Luo’s contrary arguments are unpersuasive. She states, “If the writings, intentionally or inadvertently, embolden others to engage in harassing behavior towards Luo, they undermine any claim to legitimacy. Furthermore, if they perpetuate harmful stereotypes their purported legitimacy diminishes further.” These arguments rest on incorrect factual premises because the record does not support Luo’s belief that Volokh encouraged anyone to harass Luo. Luo provides no citation to any writing showing Volokh encouraged harassment or violence against her. Similarly, Luo cites no evidence that Volokh’s writings “perpetuate harmful stereotypes,” and we find none.

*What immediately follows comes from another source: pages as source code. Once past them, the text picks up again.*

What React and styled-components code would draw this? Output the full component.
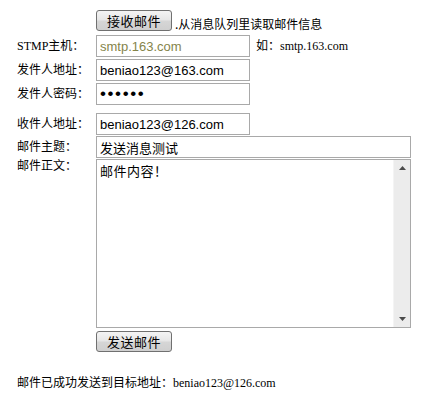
import React from 'react';
import styled, { createGlobalStyle } from 'styled-components';

const Global = createGlobalStyle`
  html, body { margin: 0; padding: 0; background: #fff; }
  body {
    font-family: "Liberation Serif", "Noto Sans CJK SC", serif;
    font-size: 12px;
    color: #000;
  }
`;

const Page = styled.div`
  padding: 10px 0 20px 17px;
  display: flex;
  flex-direction: column;
`;

const Row = styled.div`
  display: flex;
  align-items: ${(p) => p.$align || 'center'};
  margin-top: ${(p) => p.$mt || 0}px;
`;

const Label = styled.div`
  width: 79px;
  flex: none;
  font-size: 12px;
  line-height: 14px;
  white-space: nowrap;
  padding-top: ${(p) => p.$pt || 0}px;
`;

const Button = styled.button`
  box-sizing: border-box;
  width: 76px;
  height: 21px;
  padding: 0;
  margin: 0;
  border: 1px solid #707070;
  border-radius: 3px;
  background: linear-gradient(#f4f4f4, #e6e6e6 48%, #d6d6d6 52%, #cfcfcf);
  font-family: "Noto Sans CJK SC", sans-serif;
  font-size: 13px;
  line-height: 19px;
  color: #000;
  letter-spacing: 0.5px;
`;

const Note = styled.span`
  font-family: "Noto Sans CJK SC", sans-serif;
  font-size: 12px;
  line-height: 14px;
  margin-left: 3px;
`;

const TextInput = styled.input`
  box-sizing: border-box;
  width: ${(p) => p.$w}px;
  height: 22px;
  margin: 0;
  border: 1px solid #a9a9a9;
  padding: 0 3px;
  font-family: "Liberation Sans", "Noto Sans CJK SC", sans-serif;
  font-size: ${(p) => (p.$secret ? '17px' : '13px')};
  color: ${(p) => (p.$muted ? '#85844a' : '#000')};
  letter-spacing: ${(p) => (p.$secret ? '1.6px' : 'normal')};
  background: #fff;
  outline: none;
`;

const Hint = styled.span`
  margin-left: 6px;
  font-size: 12px;
  line-height: 14px;
`;

const EditorBox = styled.div`
  box-sizing: border-box;
  width: 315px;
  height: 169px;
  border: 1px solid #a9a9a9;
  display: flex;
  background: #fff;
`;

const Editor = styled.textarea`
  flex: 1;
  border: 0;
  margin: 0;
  padding: 3px 3px;
  resize: none;
  outline: none;
  overflow: hidden;
  font-family: "Noto Sans CJK SC", sans-serif;
  font-size: 13px;
  line-height: 16px;
  letter-spacing: 0.5px;
  color: #000;
`;

const ScrollTrack = styled.div`
  width: 16px;
  flex: none;
  background: #ececec;
  border-left: 1px solid #f4f4f4;
  display: flex;
  flex-direction: column;
  justify-content: space-between;
  align-items: center;
  padding: 6px 0;
`;

const Status = styled.div`
  margin-top: 24px;
  font-size: 12px;
  line-height: 14px;
`;

const Arrow = ({ down }) => (
  <svg width="7" height="4" viewBox="0 0 7 4">
    <polygon points={down ? '0,0 7,0 3.5,4' : '3.5,0 7,4 0,4'} fill="#4a4a4a" />
  </svg>
);

export default function App() {
  return (
    <>
      <Global />
      <Page>
        <Row $align="flex-end">
          <Label />
          <Button>接收邮件</Button>
          <Note>.从消息队列里读取邮件信息</Note>
        </Row>
        <Row $mt={4}>
          <Label>STMP主机：</Label>
          <TextInput $w={154} $muted defaultValue="smtp.163.com" />
          <Hint>如：smtp.163.com</Hint>
        </Row>
        <Row $mt={2}>
          <Label>发件人地址：</Label>
          <TextInput $w={154} defaultValue="beniao123@163.com" />
        </Row>
        <Row $mt={2}>
          <Label>发件人密码：</Label>
          <TextInput $w={154} $secret type="password" defaultValue="123456" />
        </Row>
        <Row $mt={8}>
          <Label>收件人地址：</Label>
          <TextInput $w={154} defaultValue="beniao123@126.com" />
        </Row>
        <Row $mt={1}>
          <Label>邮件主题：</Label>
          <TextInput $w={315} defaultValue="发送消息测试" />
        </Row>
        <Row $mt={1} $align="flex-start">
          <Label $pt={0}>邮件正文：</Label>
          <EditorBox>
            <Editor defaultValue="邮件内容！" />
            <ScrollTrack>
              <Arrow />
              <Arrow down />
            </ScrollTrack>
          </EditorBox>
        </Row>
        <Row $mt={3}>
          <Label />
          <Button>发送邮件</Button>
        </Row>
        <Status>邮件已成功发送到目标地址：beniao123@126.com</Status>
      </Page>
    </>
  );
}
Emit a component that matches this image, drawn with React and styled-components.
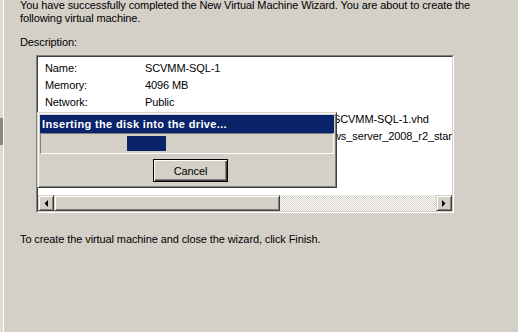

Luo states Volokh’s writings are widely available and the “information, when in the wrong hands, can be weaponized to incite violence or harassment against a victim, such as Doe [Luo].” Luo argues Volokh has subjected her to “unnecessary public exposure and incitement.” Again, Luo offers no evidence to support these assertions. Because there is no evidence Volokh encouraged others to commit violence or harassment against Luo, we do not consider whether section 526.7 could support a restraining order against someone who encourages others to harass….

{Given our conclusion that Luo’s petition lacked minimal merit, we do not consider Volokh’s other arguments supporting the trial court’s ruling. We also do not address arguments that issuing a restraining order would violate Volokh’s First and Second Amendment rights.}

Luo also tried to appeal the lower court orders depseudonymizing her (she originally sued me as a Jane Doe) and refusing to strike certain documents from her filings. The Court of Appeal, though, concluded that she incorrectly appealed those orders, and that the court therefore lacked jurisdiction to consider her appeal.

The Court of Appeal apparently did not see much basis for pseudonymity here, though: It on its own identified her by her name, even though the depseudonymization orders were stayed pending appeal, and she and I litigated the case as Doe v. Volokh.